De esta forma, han llegado a mis manos cientos de libros. Una mera intuición, un olor y un tacto agradables, y ya vamos a formar parte de una unión invencible por mucho tiempo, quizás, para siempre. En otras ocasiones, amigos que te quieren, te prestan un libro que ni siquiera sabías que existía, pero que desde que lo ves, te atrapa. A mí me pasó una vez con un libro de collages de Carmen Martín Gaite: Visión de Nueva York. El libro era un ir y un venir. Me explico: mi amiga me lo dejó, incluso dedicado a mí, para que me lo quedara el tiempo que fuera necesario. Así fue. Después, volvió a su dueña cerrando un pequeño círculo de una amistad. No fue un intercambio al uso, puesto que si hubiera querido (me lo regaló finalmente) me lo habría quedado. Pero yo insistí en que volviera a ella, porque fue ella la que se encargó, desde un principio, de cosechar ese estimado libro. Otras veces no ha sido así, y claro que he aceptado el regalo de ese bien tan preciado. Como aquel de una noche especial en que me fue ofrecido otro libro de la Gaite: Nubosidad Variable, espejo en añicos que conforma una pequeña pero estimada parte de mi vida: "La vida está hecha de añicos de espejo, pero en cada añico se puede uno mirar." El libro, dedicado, me reconfortaba en un mundo que acababa de descubrir. Colecciono ese tipo de dedicatorias tan sentidas y cercanas: "Gracias por convertirte en un añico del espejo de mi vida que, con su luz, permite que el espejo entero pueda iluminar... Aquí te doy un pedacito, otro añico del espejo, una parte fundamental de mí, así que cuídamela. Cuando vuelvas reuniremos otra vez los añicos de este verano... Gracias por todo lo que me has dado en estos meses. Te quiero muchísimo, no lo olvides."
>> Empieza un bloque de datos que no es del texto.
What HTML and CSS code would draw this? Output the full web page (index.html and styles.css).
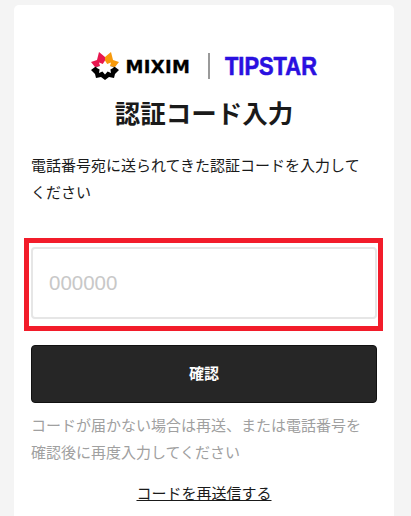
FILE: index.html
```html
<!DOCTYPE html>
<html lang="ja">
<head>
  <meta charset="UTF-8">
  <meta name="viewport" content="width=device-width, initial-scale=1.0">
  <title>認証コード入力</title>
  <link rel="stylesheet" href="styles.css">
</head>
<body>
  <div class="card">
    <div class="logo-row">
      <svg class="mixim-mark" viewBox="0 0 28 28" width="28" height="28" aria-hidden="true">
        <path fill="#e8174f" d="M0 10 L6 8 L8 0 L14 5 L14 14 L4 15 Z"/>
        <path fill="#f79a0c" d="M28 10 L22 8 L20 0 L14 5 L14 14 L24 15 Z"/>
        <path fill="#000" d="M4 15 L0 18 L4 22 L5 26 L10 25 L14 28 L18 25 L23 26 L24 22 L28 18 L24 15 L14 14 Z"/>
        <path fill="#fff" d="M14 8.5 L16.2 12 L20 10.5 L19 14 L23 15.5 L19.4 17.6 L20 21 L16.6 19.6 L14 22.5 L11.4 19.6 L8 21 L8.6 17.6 L5 15.5 L9 14 L8 10.5 L11.8 12 Z"/>
      </svg>
      <span class="mixim">MIXIM</span>
      <span class="logo-divider"></span>
      <span class="tipstar">TIPSTAR</span>
    </div>
    <h1>認証コード入力</h1>
    <p class="lead">電話番号宛に送られてきた認証コードを入力してください</p>

    <div class="code-field">
      <input type="text" class="code-input" placeholder="000000">
      <div class="highlight"></div>
    </div>

    <button class="submit-btn">確認</button>
    <p class="note">コードが届かない場合は再送、または電話番号を確認後に再度入力してください</p>
    <a class="resend" href="#">コードを再送信する</a>
  </div>
</body>
</html>
```

FILE: styles.css
```css
/* General Styles */
body {
  margin: 0;
  height: 516px;
  overflow: hidden;
  background: #f4f4f4;
  font-family: "Noto Sans CJK JP", "Liberation Sans", sans-serif;
  color: #1a1a1a;
}

/* Card */
.card {
  box-sizing: border-box;
  width: 380px;
  height: 511px;
  margin: 5px 0 0 14px;
  padding: 46px 17px 0;
  background: #fff;
  border-radius: 5px 5px 0 0;
}

/* Logo */
.logo-row {
  display: flex;
  align-items: center;
  justify-content: center;
  height: 30px;
}

.mixim-mark {
  margin-right: 7px;
}

.mixim {
  width: 64px;
  font-family: "DejaVu Sans", sans-serif;
  font-size: 18px;
  font-weight: 700;
  letter-spacing: 0.3px;
  white-space: nowrap;
  color: #000;
  -webkit-text-stroke: 0.3px #000;
}

.logo-divider {
  width: 2px;
  height: 26px;
  margin: 0 15px 0 18px;
  background: #9a9a9a;
}

/* squeezed, no narrow bold font is installed */
.tipstar {
  width: 93px;
  font-family: "Liberation Sans", sans-serif;
  font-size: 25px;
  font-weight: 700;
  white-space: nowrap;
  color: #2a10e0;
  -webkit-text-stroke: 0.6px #2a10e0;
  transform: scaleX(0.875);
  transform-origin: left center;
}

/* Title */
h1 {
  margin: 13px 0 0;
  font-size: 25.5px;
  line-height: 36px;
  font-weight: 700;
  text-align: center;
}

.lead {
  max-width: 340px;
  margin: 21px 0 0;
  font-size: 15px;
  line-height: 27px;
}

/* Code input */
.code-field {
  position: relative;
  margin-top: 42px;
}

.code-input {
  display: block;
  box-sizing: border-box;
  width: 100%;
  height: 72px;
  padding: 0 16px;
  border: 2px solid #e6e6e6;
  border-radius: 4px;
  background: #fff;
  font-family: "Liberation Sans", sans-serif;
  font-size: 20.5px;
}

.code-input::placeholder {
  color: #c8c8c8;
}

.highlight {
  position: absolute;
  left: -7px;
  right: -6px;
  top: -9px;
  bottom: -12px;
  border: 5px solid #f21c2a;
}

/* Submit */
.submit-btn {
  display: block;
  width: 100%;
  height: 58px;
  margin-top: 26px;
  padding: 0 0 3px;
  border: 1px solid #111;
  border-radius: 4px;
  background: #262626;
  color: #fff;
  font-family: inherit;
  font-size: 15px;
  font-weight: 700;
}

.note {
  max-width: 340px;
  margin: 8px 0 0;
  font-size: 15px;
  line-height: 27px;
  color: #a0a0a0;
}

.resend {
  display: block;
  width: fit-content;
  margin: 18px auto 0;
  font-size: 15px;
  line-height: 20px;
  color: #1a1a1a;
}
```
Así que cuídamela, rescato de la dedicatoria. Creo que se refiere a dos cosas distintas en principio pero entretejidas más tarde. Ese "cuidar" se refiere a la vida de mi amiga, pero también, intuyo, a la vida que palpita el texto regalado. Una y otra se confunden en un sutil hilo que viene a decir más o menos: Te entrego parte de mi existencia en estas palabras, cuídalas. No creo que se pueda expresar de una forma tan cariñosa y cercana un sentimiento de amistad. De nuevo el libro es la columna vertebral de la amistad entre dos personas.
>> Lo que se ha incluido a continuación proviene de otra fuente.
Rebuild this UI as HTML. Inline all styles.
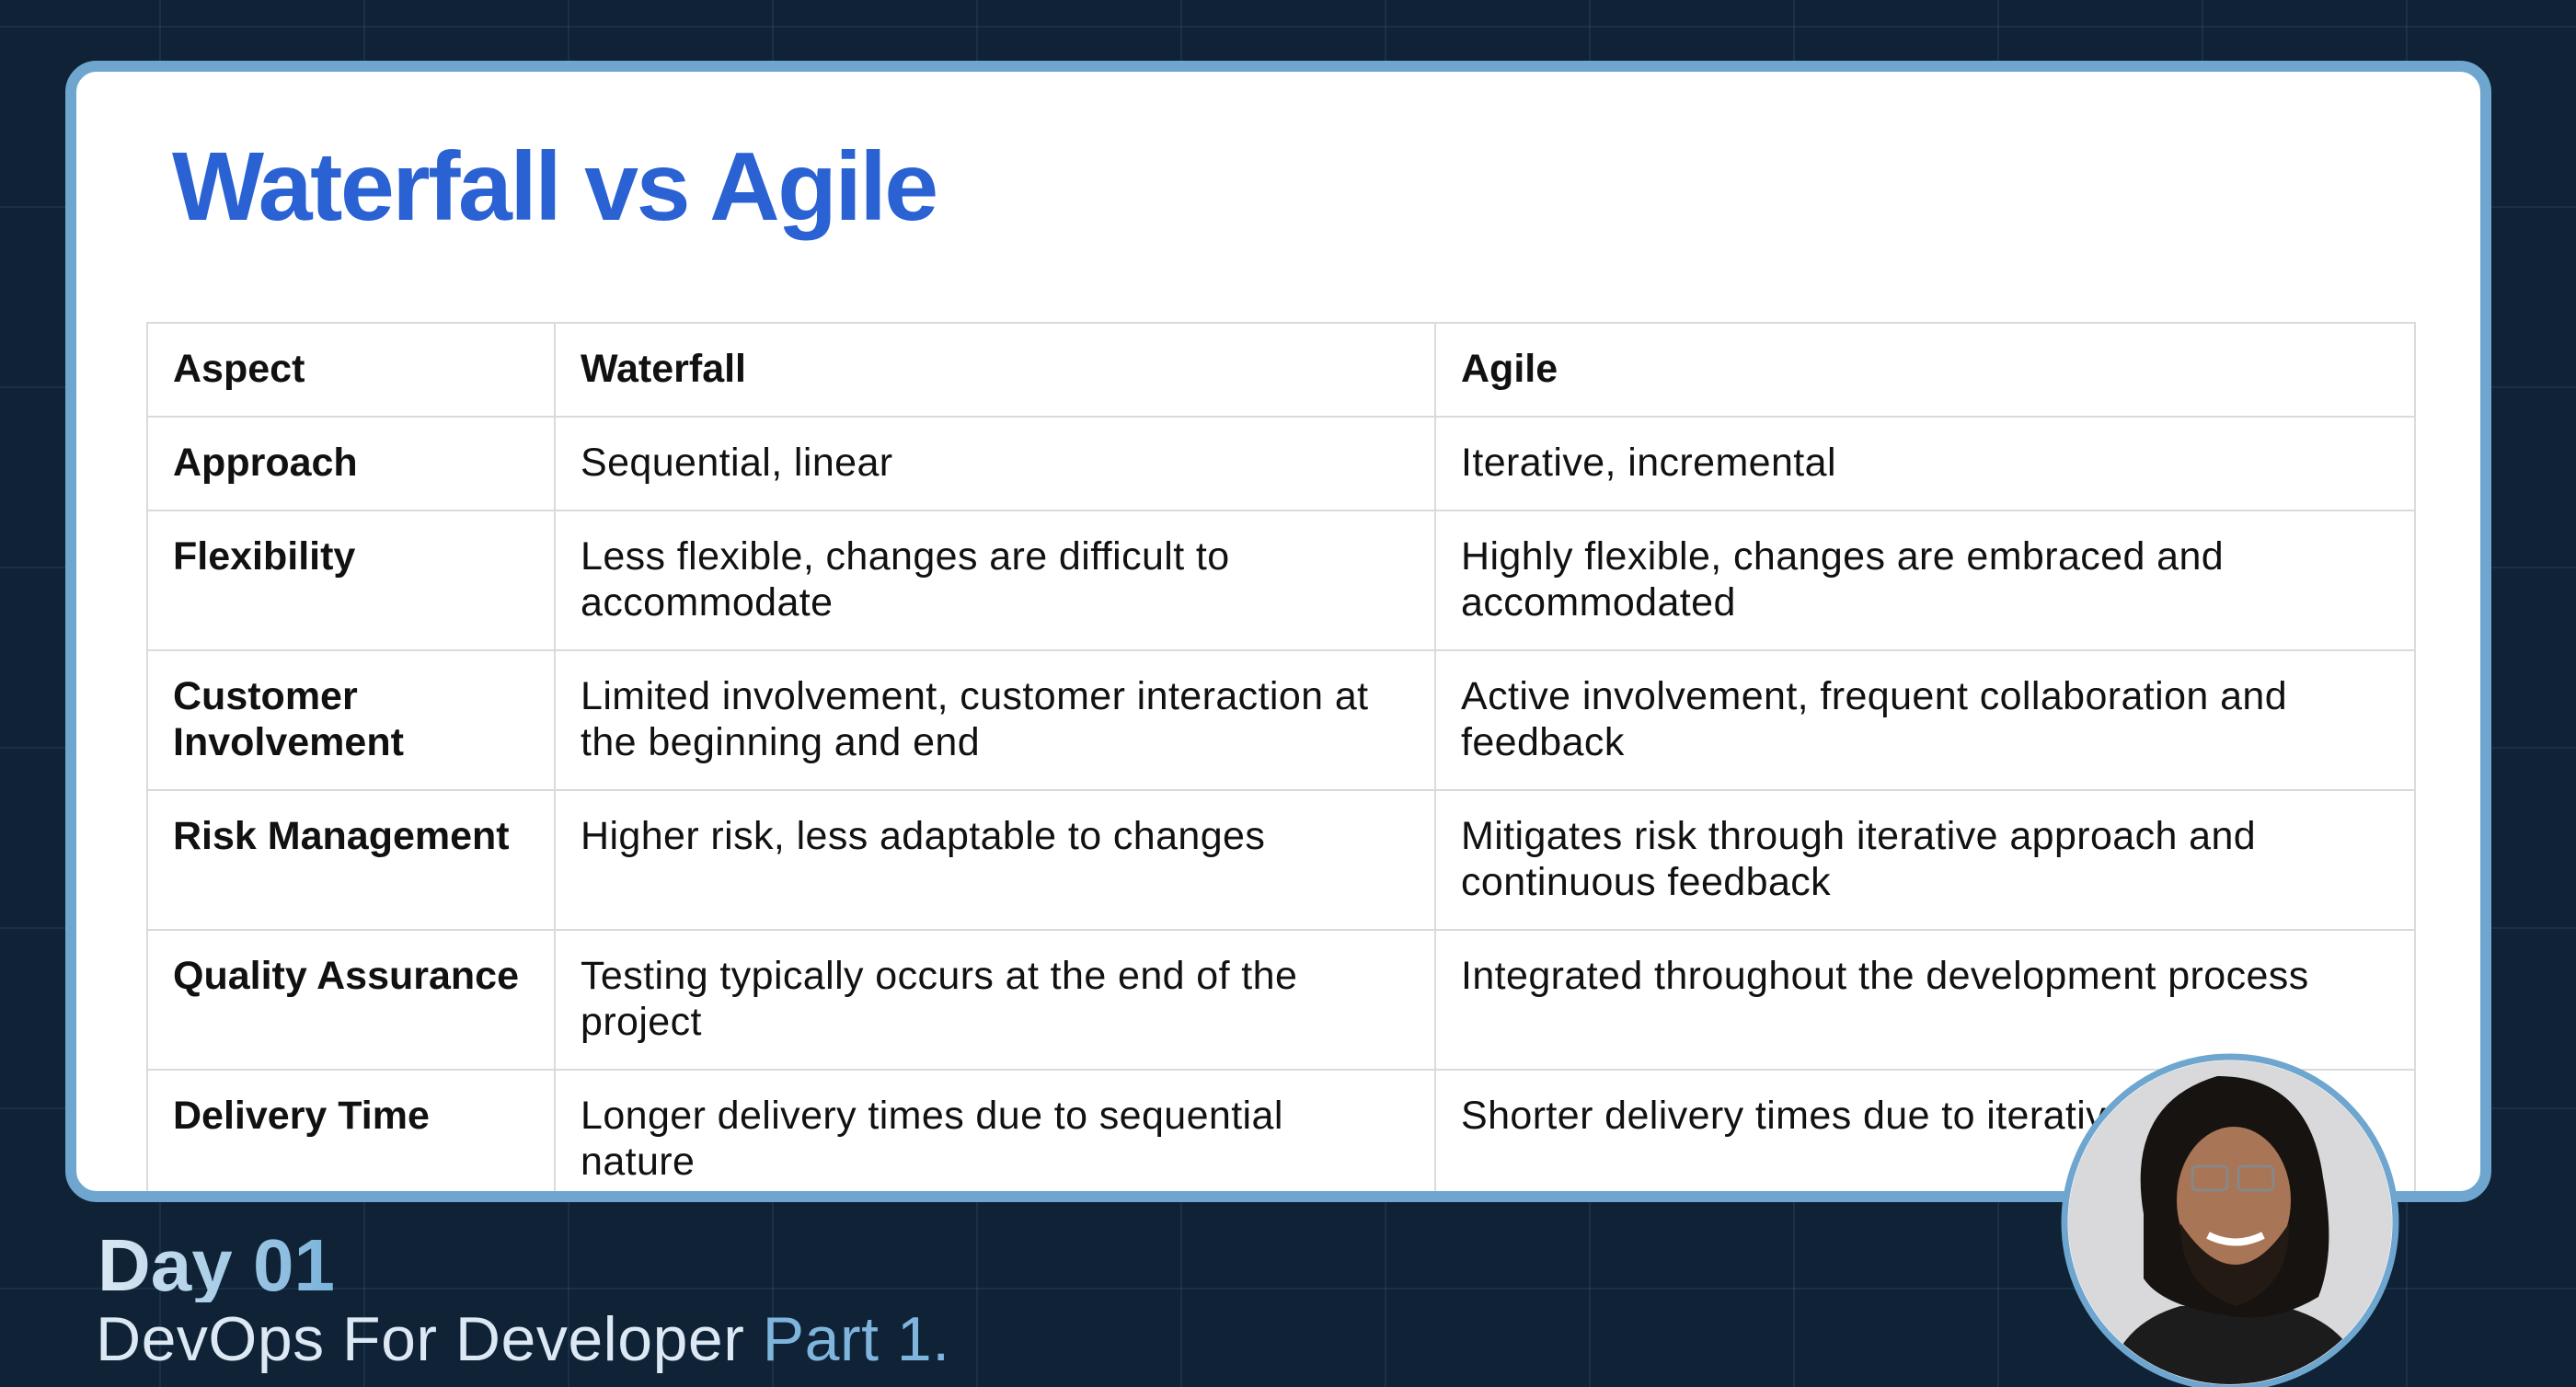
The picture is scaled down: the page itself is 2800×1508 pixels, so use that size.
<!DOCTYPE html>
<html><head><meta charset="utf-8"><style>
html,body{margin:0;padding:0}
body{width:2800px;height:1508px;overflow:hidden;position:relative;background:#0f2236;font-family:"Liberation Sans",sans-serif;
background-image:linear-gradient(90deg,rgba(60,110,150,.2) 2px,transparent 2px),linear-gradient(0deg,rgba(60,110,150,.2) 2px,transparent 2px);
background-size:222px 196px;background-position:173px 30px}
.card{position:absolute;left:71px;top:66px;width:2613px;height:1217px;border:12px solid #6ea6cf;border-radius:34px;background:#fff;overflow:hidden}
h1{position:absolute;left:104px;top:72px;margin:0;font-size:106px;line-height:1;font-weight:bold;color:#2a62d4;letter-spacing:-2.5px}
table{position:absolute;left:76px;top:272px;border-collapse:collapse;table-layout:fixed;width:2465px}
td{border:2px solid #dadada;vertical-align:top;padding:24px 27px 0;font-size:43px;line-height:50px;color:#111;white-space:nowrap;letter-spacing:.4px}
td.b{font-weight:bold;letter-spacing:0}
tr.s td{height:76px}
tr.t td{height:126px}
.day{position:absolute;left:106px;top:1336px;font-size:80px;font-weight:bold;line-height:1;background:linear-gradient(90deg,#dbe9f4,#7ab2da);-webkit-background-clip:text;background-clip:text;color:transparent}
.sub{position:absolute;left:104px;top:1422px;font-size:68px;line-height:1;color:#dce9f4;letter-spacing:.5px}
.sub span{color:#7fb5dd}
</style></head><body>
<div class="card">
<h1>Waterfall vs Agile</h1>
<table>
<colgroup><col style="width:443px"><col style="width:957px"><col style="width:1065px"></colgroup>
<tr class="s"><td class="b">Aspect</td><td class="b">Waterfall</td><td class="b">Agile</td></tr>
<tr class="s"><td class="b">Approach</td><td>Sequential, linear</td><td>Iterative, incremental</td></tr>
<tr class="t"><td class="b">Flexibility</td><td>Less flexible, changes are difficult to<br>accommodate</td><td>Highly flexible, changes are embraced and<br>accommodated</td></tr>
<tr class="t"><td class="b">Customer<br>Involvement</td><td>Limited involvement, customer interaction at<br>the beginning and end</td><td>Active involvement, frequent collaboration and<br>feedback</td></tr>
<tr class="t"><td class="b">Risk Management</td><td>Higher risk, less adaptable to changes</td><td>Mitigates risk through iterative approach and<br>continuous feedback</td></tr>
<tr class="t"><td class="b">Quality Assurance</td><td>Testing typically occurs at the end of the<br>project</td><td>Integrated throughout the development process</td></tr>
<tr class="t"><td class="b">Delivery Time</td><td>Longer delivery times due to sequential<br>nature</td><td>Shorter delivery times due to iterative approach</td></tr>
</table>
</div>
<div class="day">Day 01</div>
<div class="sub">DevOps For Developer <span>Part 1.</span></div>
<svg style="position:absolute;left:0;top:0" width="2800" height="1508">
<defs><clipPath id="c"><circle cx="2424" cy="1329" r="176"/></clipPath></defs>
<circle cx="2424" cy="1329" r="183" fill="#fff"/>
<g clip-path="url(#c)">
<rect x="2240" y="1140" width="380" height="380" fill="#d9d9db"/>
<path d="M2290 1508 Q2300 1440 2370 1420 L2480 1420 Q2560 1440 2570 1508 Z" fill="#1c1c1c"/>
<path d="M2330 1320 Q2310 1200 2410 1170 Q2510 1170 2525 1280 Q2540 1360 2520 1410 Q2470 1440 2420 1430 Q2350 1420 2330 1390 Z" fill="#171310"/>
<ellipse cx="2428" cy="1305" rx="62" ry="80" fill="#a87556"/>
<path d="M2370 1330 Q2430 1420 2488 1330 Q2490 1400 2430 1420 Q2370 1400 2370 1330Z" fill="#241a14"/>
<path d="M2400 1343 Q2430 1358 2460 1343" stroke="#fff" stroke-width="8" fill="none"/>
<rect x="2383" y="1268" width="38" height="26" rx="5" fill="none" stroke="#888" stroke-width="3"/>
<rect x="2433" y="1268" width="38" height="26" rx="5" fill="none" stroke="#888" stroke-width="3"/>
</g>
<circle cx="2424" cy="1329" r="180" fill="none" stroke="#6ea6cf" stroke-width="7"/>
</svg>
</body></html>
Nuestros libros somos nosotros. Recorro, visualizo, huelo, palpo aquellos libros que me han dejado una huella indeleble en mi memoria y en mi casa. Atisbo, casi de puntillas, el primer libro que llegó a mis manos y a mi corazón. El principito de Antoine de Saint-Exupéry llegó por mandato escolar a la edad de los siete años. Ya no tiene tapas, y huele a prehistoria. Es una edición en blanco y negro de Alianza Editorial en su formato de bolsillo. Recuerdo pidiéndole doscientas pesetas a mi madre e ir a todo correr a la librería de mi pueblo a comprarlo porque en breve iban a cerrar, y yo lo necesitaba para una tarea escolar. Recuerdo ir, pies espantando palomas, poseído por un afán de encontrar el libro, no sé si por temor al castigo del maestro o porque creía que me podía encontrar en el libro algo que me agrandase. A día de hoy me inclino por la primera de las dudas... El hecho es que tantos años después sigue viviendo al lado mío, con el vaivén de los tiempos y el azar del destino. Tengo subrayas a lápiz algunas palabras que ahora comparto: "digestión"; "reflexioné"; "obra maestra"; "desalentado"; "extraviarse"; "lúcida"; "náufrago"; "misterio"; "absurdo"; "estupefacto"; "embarazoso"; "indulgencia"; "tiempo"; "palabras"; "avión"; "aquí"... Me resulta poético pensar que con todas esas palabras subrayadas, a las cuales no consigo encontrar relación de ningún tipo (señalo), se podría aventurar hoy una especie de cadáver exquisito de palabras. Sea como fuere, todas y cada una de ellas me vienen de maravilla para mi escrito porque me he quedado un tanto estupefacto al descubrirlas, tanto que son un misterio en su relación, pero con toda mi indulgencia las he aprendido a querer, a lo largo del tiempo, aquí, desde donde escribo. Palabras lúcidas y en ocasiones absurdas, a veces embarazosas, que conforman esta obra maestra que es El principito que, gracias al azar, no se han extraviado y han tenido tiempo suficiente de hacer la digestión de la olla podrida mientras iba creciendo y tomaba aviones que me han traído, sin rechistar, a este estado más maduro, reflexiono, sin estar nunca desalentado por el fracaso que supone toda vida.






Los libros andan y son como sombras, siempre al acecho. Los libros, por utilizar un término de Miguel de Unamuno, son la intrahistoria más sagrada que poseemos: nuestra vida más silenciosa, nuestro decorado, las venas del pensamiento y del disfrute. Con los libros aprendemos a ser y a serlo todo.